Muitas vezes confunde-se metodologia científica com redação, com “estilo”, com formatação, diagramação, tipografia etc.

A redação científica ou acadêmica tem um estilo que é próprio; às vezes determinada disciplina acadêmica ou mesmo linha de estudo tem um estilo próprio. Pode-se falar de um “estilo de autor”, principalmente nas ciências humanas, mas mesmo em ciências exatas frequentemente distinguimos estilos diferentes de redação, de acordo com as preferências individuais. O que tem a ver a metodologia científica ou a validade de um trabalho se sua tese está escrita em papel A4 ou carta; se o espaço entrelinhas é de 1,5 ou 1,2; se está utilizando a família tipográfica Times, criada para o venerável jornal Times de Londres, ou no tipo Caslon, em que foram impressas a Declaração de Independência e a Constituição dos EUA?

Por incrível que pareça, ainda tem gente que acha que tudo que não seja “Times” ou “Arial” não é “científico”. Excluindo tipos que realmente devem ser evitados (tipos decorativos, caligráficos, capitulares, históricos, e talvez até góticos), não há nada demais em deixar à discrição do autor a escolha de uma fonte comumente utilizada em publicações de texto corrido – pegue um livro na estante, ou uma revista ou jornal na banca mais próxima, ou um periódico impresso, e vai ter uma noção. A padronização pela padronização não é um motivo racional aceitável. Nem mesmo a padronização pela difusão geral ou pelo hábito. Por que usar “Times” ou “Arial”? Ora, a explicação mais corrente, embora irracional, é que todos os trabalhos devem ter a mesma aparência. A explicação mais patética é que essas fontes são (ou eram) default em programas como Word. Outra explicação espúria é que os escritores não devem se preocupar com isso (se isso fosse verdade, eles também não deveriam se preocupar em deixar tudo em Arial). Outra explicação engraçada é a de que é para se ter uma noção do tamanho. Se fosse assim, não haveria nem a opção entre Times e Arial, já que Arial “ocupa mais espaço”, no mesmo tamanho, que Times. Ou seja, Arial 12 pt vai gastar mais páginas de papel do que o mesmo texto em Times 12 pt. Quer fazer com que seu trabalho pareça ser maior do que realmente é? Utilize Arial ou Helvetica (e não hifenize o texto).

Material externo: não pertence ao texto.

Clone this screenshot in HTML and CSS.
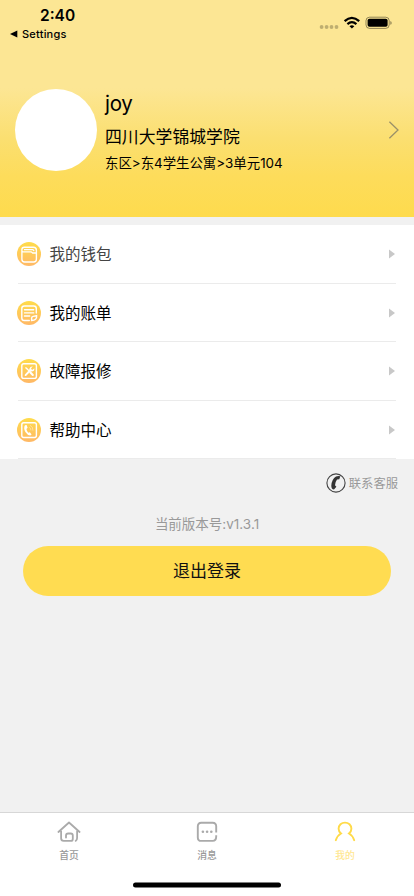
FILE: index.html
```html
<!DOCTYPE html>
<html lang="zh-CN">
<head>
<meta charset="utf-8">
<title>我的</title>
<link rel="stylesheet" href="styles.css">
</head>
<body>
<svg width="0" height="0" class="defs" aria-hidden="true">
  <defs>
    <linearGradient id="gold" x1="0" y1="0" x2="0" y2="1">
      <stop offset="0" stop-color="#ffdc4b"/><stop offset="1" stop-color="#ffb866"/>
    </linearGradient>
  </defs>
</svg>
<div class="screen">
  <header class="header">
    <div class="status">
      <div class="status-left">
        <div class="time">2:40</div>
        <div class="back"><svg width="8" height="8" viewBox="0 0 8 8"><path d="M0 4L7.3.4v7.2z"/></svg><span>Settings</span></div>
      </div>
      <svg class="status-icons" width="74" height="16" viewBox="0 0 74 16">
        <g fill="#000" opacity=".24"><circle cx="2.6" cy="12" r="1.9"/><circle cx="7.6" cy="12" r="1.9"/><circle cx="12.5" cy="12" r="1.9"/><circle cx="17.5" cy="12" r="1.9"/></g>
        <g fill="none" stroke="#000" stroke-width="2.3"><path d="M25.6 6.2Q32.9 -.4 40.2 6.2"/><path d="M28.4 9.1Q32.9 5.1 37.4 9.1"/></g>
        <path d="M30.5 11.2Q32.9 9.2 35.3 11.2L32.9 13.6z"/>
        <rect x="47" y="2.2" width="23.2" height="11.2" rx="3.5" fill="none" stroke="#000" stroke-opacity=".42"/>
        <rect x="48.6" y="3.8" width="20" height="8" rx="1.8"/>
        <path d="M71.4 6q1.2.5 1.2 1.9t-1.2 1.9z" opacity=".48"/>
      </svg>
    </div>
    <div class="profile">
      <div class="avatar"></div>
      <div class="info">
        <div class="name">joy</div>
        <div class="school">四川大学锦城学院</div>
        <div class="address">东区&gt;东4学生公寓&gt;3单元104</div>
      </div>
      <svg class="chevron" width="12" height="18" viewBox="0 0 12 18"><path d="M1.4.7L10 9L1.4 17.3" fill="none" stroke="#9b9169" stroke-width="1.3"/></svg>
    </div>
  </header>

  <nav class="menu">
    <a class="row muted">
      <svg class="icon" viewBox="0 0 24 24"><circle cx="12" cy="12" r="12" fill="url(#gold)"/><g fill="none" stroke="#fff" stroke-width="1.35"><path d="M4.9 10.5V7.5Q4.9 5.2 7.2 5.2H16.3Q19.4 5.2 19.4 8.3V17.3Q19.4 20 16.7 20H7.6Q4.9 20 4.9 17.3V10.6Q4.9 9.8 5.8 9.8H14.2L15.7 11H19.2"/><path d="M7 7.6h8.5q1.1 0 1.5 1.6"/></g></svg>
      <span class="label">我的钱包</span><svg class="arrow" width="8" height="10" viewBox="0 0 8 10"><path d="M1 .5L7 5L1 9.5z"/></svg>
    </a>
    <a class="row">
      <svg class="icon" viewBox="0 0 24 24"><circle cx="12" cy="12" r="12" fill="url(#gold)"/><g fill="none" stroke="#fff" stroke-width="1.4" stroke-linecap="round"><path d="M12.3 19.5H7.4Q4.8 19.5 4.8 16.9V7.6Q4.8 5 7.4 5H16.7Q19.3 5 19.3 7.6V12"/><path d="M7.5 8.8h9.2M7.5 11.9h9.2M7.5 15h5.2M14.6 19.5v-2.2q0-1.6 1.6-1.9l3.4-.7q.5 4.8-5 4.8z"/></g></svg>
      <span class="label">我的账单</span><svg class="arrow" width="8" height="10" viewBox="0 0 8 10"><path d="M1 .5L7 5L1 9.5z"/></svg>
    </a>
    <a class="row">
      <svg class="icon" viewBox="0 0 24 24"><circle cx="12" cy="12" r="12" fill="url(#gold)"/><rect x="4.8" y="4.8" width="14.6" height="14.6" rx="2" fill="none" stroke="#fff" stroke-width="1.4"/><path d="M8.2 8.1l1.5.4 4.3 4.5-.8.8-4.6-4.4z" fill="#fff"/><path d="M13.4 13.4l2.4 2.5" stroke="#fff" stroke-width="2.1" stroke-linecap="round"/><path d="M8.6 16.1L13.5 11" stroke="#fff" stroke-width="1.9" stroke-linecap="round"/><path d="M15.8 7.6l-1.7 1.7.3 1.3 1.3.2 1.6-1.5q.5 3.2-2.9 3.3-2.6-.4-1.9-3 .7-2.3 3.3-2z" fill="#fff"/></svg>
      <span class="label">故障报修</span><svg class="arrow" width="8" height="10" viewBox="0 0 8 10"><path d="M1 .5L7 5L1 9.5z"/></svg>
    </a>
    <a class="row">
      <svg class="icon" viewBox="0 0 24 24"><circle cx="12" cy="12" r="12" fill="url(#gold)"/><rect x="4.8" y="4.7" width="14.6" height="14.8" rx="2" fill="none" stroke="#fff" stroke-width="1.4"/><path d="M7.9 7.2l1.7-.3 1 2.9-1.2 1.1q.4 2.3 1.9 3.8l1.6-.5 1.7 2.2-1.3 1.2Q10.6 17.4 8.4 14 6.3 10.2 7.9 7.2z" fill="#fff"/><path d="M12.2 9.4q1.9.9 1.7 2.9M13 7.3q3.3 1.5 2.9 5.3" fill="none" stroke="#fff" stroke-opacity=".5" stroke-width=".8"/></svg>
      <span class="label">帮助中心</span><svg class="arrow" width="8" height="10" viewBox="0 0 8 10"><path d="M1 .5L7 5L1 9.5z"/></svg>
    </a>
  </nav>

  <div class="service">
    <svg width="20" height="20" viewBox="0 0 20 20"><circle cx="10" cy="10" r="9.1" fill="none" stroke="#444" stroke-width="1.1"/><path d="M10 3.6Q12.2 2.5 14.3 3.3L13.3 6.3 11 6.6Q9 9.4 9 12.3L10.4 13.7 8 16.6Q5.3 16.2 5.3 12.8 5.7 6.3 10 3.6z" fill="#333"/></svg>
    <span>联系客服</span>
  </div>
  <div class="version">当前版本号:v1.3.1</div>
  <button class="logout">退出登录</button>

  <footer class="tabs">
    <a class="tab">
      <svg width="24" height="24" viewBox="0 0 24 24" fill="none" stroke="#aaa" stroke-width="1.8" stroke-linecap="round" stroke-linejoin="round"><path d="M1.4 12L12 2.5L22.6 12M4.1 11.3V18.3Q4.1 20.9 6.7 20.9H13.8Q15.8 20.9 15.8 18.9V15.5Q15.8 13.5 13.8 13.5H11.2Q9 13.5 9 15.6V17.6M20.1 11.3V18.1Q20.1 20.3 18.7 20.9"/></svg>
      <span>首页</span>
    </a>
    <a class="tab">
      <svg width="24" height="24" viewBox="0 0 24 24" fill="none" stroke="#aaa" stroke-width="1.9"><path d="M21.2 12.5V6.2Q21.2 2.7 17.7 2.7H6.3Q2.8 2.7 2.8 6.2V17.4Q2.8 20.9 6.3 20.9H17.7Q21.2 20.9 21.2 16.6V15.2"/><g fill="#aaa" stroke="none"><circle cx="7.9" cy="11.8" r="1.3"/><circle cx="12.1" cy="11.8" r="1.3"/><circle cx="16.3" cy="11.8" r="1.3"/></g></svg>
      <span>消息</span>
    </a>
    <a class="tab active">
      <svg width="24" height="24" viewBox="0 0 24 24" fill="none" stroke="#ffda48" stroke-width="1.9" stroke-linecap="round"><path d="M2.8 20.2Q4.3 15.5 8 13.5 5.6 11.4 5.6 8.7 5.6 6 7.5 4.2 9.4 2.6 12 2.6 14.6 2.6 16.5 4.2 18.4 6 18.4 8.7 18.4 11.4 16 13.5 19.7 15.5 21.2 20.2"/></svg>
      <span>我的</span>
    </a>
  </footer>
  <div class="home"></div>
</div>
</body>
</html>
```
FILE: styles.css
```css
* { box-sizing: border-box; }
body {
  margin: 0;
  background: #f1f1f1;
  font-family: Inter, "Noto Sans CJK SC", sans-serif;
  color: #000;
}
.defs { position: absolute; }
.screen {
  width: 414px;
  height: 896px;
  display: flex;
  flex-direction: column;
  overflow: hidden;
}
.header {
  height: 217px;
  flex: none;
  background: linear-gradient(#fce694 0, #fce694 88px, #fbdf70 139px, #fddc5b 176px, #fedb4d 217px);
}
.status {
  display: flex;
  justify-content: space-between;
  height: 89px;
  padding: 7px 21px 0 10px;
}
.time {
  font-size: 15.5px;
  line-height: 18px;
  font-weight: 600;
  padding-left: 30px;
}
.back {
  display: flex;
  align-items: center;
  gap: 4px;
  font-size: 11px;
  line-height: 14px;
  font-weight: 500;
  letter-spacing: .22px;
  margin-top: 2px;
}
.status-icons { margin-top: 8px; }
.profile {
  display: flex;
  align-items: center;
  height: 82px;
  padding: 0 14px 0 15px;
}
.avatar {
  width: 82px;
  height: 82px;
  border-radius: 50%;
  background: #fff;
}
.info {
  flex: 1;
  padding-left: 8px;
  white-space: nowrap;
}
.name {
  font-family: Inter, sans-serif;
  font-size: 20.5px;
  line-height: 34px;
  letter-spacing: -.3px;
}
.school { font-size: 16.85px; line-height: 32px; }
.address { font-size: 13.4px; line-height: 20px; }
.chevron { flex: none; }
.menu {
  flex: none;
  margin-top: 8px;
  padding: 0 18px;
  background: #fff;
}
.row {
  display: flex;
  align-items: center;
  height: 58.5px;
  padding-top: 1px;
  border-bottom: 1px solid #ebebeb;
}
.icon { width: 24px; height: 24px; margin-left: -1px; }
.label { flex: 1; padding: 2px 0 0 8.5px; font-size: 15.5px; line-height: 24px; }
.muted .label { color: #444; }
.arrow { fill: #c8c8c8; }
.service {
  display: flex;
  justify-content: flex-end;
  align-items: center;
  gap: 3px;
  height: 20px;
  margin-top: 14px;
  padding-right: 16px;
  font-size: 12.3px;
  color: #999;
}
.version {
  margin-top: 21px;
  text-align: center;
  font-size: 13.5px;
  line-height: 20px;
  color: #999;
}
.logout {
  flex: none;
  margin: 12px 23px 0;
  height: 50px;
  border: 0;
  border-radius: 25px;
  background: #ffdc51;
  color: #111;
  font: 17px/50px Inter, "Noto Sans CJK SC", sans-serif;
  padding: 0;
}
.tabs {
  display: flex;
  flex: none;
  height: 70px;
  margin-top: auto;
  background: #fff;
  border-top: 1px solid #d7d7d7;
}
.tab {
  flex: 1;
  display: flex;
  flex-direction: column;
  align-items: center;
  padding-top: 7px;
  font-size: 9.8px;
  line-height: 14px;
  font-weight: 500;
  color: #999;
}
.tab span { margin-top: 5px; }
.active { color: #ffe792; }
.home {
  flex: none;
  height: 14px;
  background: #fff;
}
.home::before {
  content: "";
  display: block;
  width: 148px;
  height: 5px;
  margin: 0 auto;
  border-radius: 3px;
  background: #000;
  transform: translateY(.4px);
}
```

Pior do que isso são afirmações do gênero: para ser aceito como trabalho científico, seu texto precisa estar formatado segundo as normas da ABNT (interpretadas por X ou Y). Em vez de aprender que um português correto é muito melhor para a compreensão do seu texto, gasta-se tempo para saber que páginas pré-textuais são contadas mas não numeradas, que se deve escrever “Figura X – ” em vez de “Figura X:”, que a indicação da fonte das imagens deve vir abaixo da figura e não, como era antes pela mesma norma, juntamente com o rótulo…Qual é a vantagem de escrever sobrenome de autores em maiúsculo? Para saber que são sobrenomes? Para saber que são autores? Realmente? Os franceses têm a tradição tipográfica de escrever sobrenomes com versaletes. Como é impossível escrever versaletes com máquinas de escrever ou processadores de texto comuns (sem algum trabalho), isso passou para a composição eletrônica de textos como “sobrenomes em maiúsculas”. Esse tipo de conhecimento inútil, tido como autoridade, não pode e não deve ser aceito como parte integral da prática científica. Ele não vai ajudar o estudante em sua carreira futura. Seus artigos enviados para periódicos, seus livros enviados para editoras e seus papers para congressos fatalmente não seguirão essas normas esdrúxulas, ou escolherão somente algumas delas para serem seguidas.

Quase nenhuma das regras da ABNT aumenta a legibilidade do seu texto.

Veja qualquer livro sobre tipografia e descubra o que realmente importa na hora de compor (diagramar) um texto. Você vai descobrir que, com certeza, uma página A4 com as margens da ABNT não facilita a sua vida na hora de ler uma tese de 300 páginas.

As normas da ABNT para trabalhos acadêmicos não são lei.

Elas não são obrigatórias, e as instituições de ensino no Brasil não são obrigadas a aceitá-las nem a exigi-las. A própria ABNT afirma que a adoção das normas NBR é voluntária. Várias instituições não seguem essas normas, e/ou exigem regras que não são as da ABNT. Basta uma comissão ou uma próreitoria de pós-graduação aceitar formas mais sensatas de apresentação do texto (ver exemplo acima).

Texto escrito por Youssef Cherem, 2014.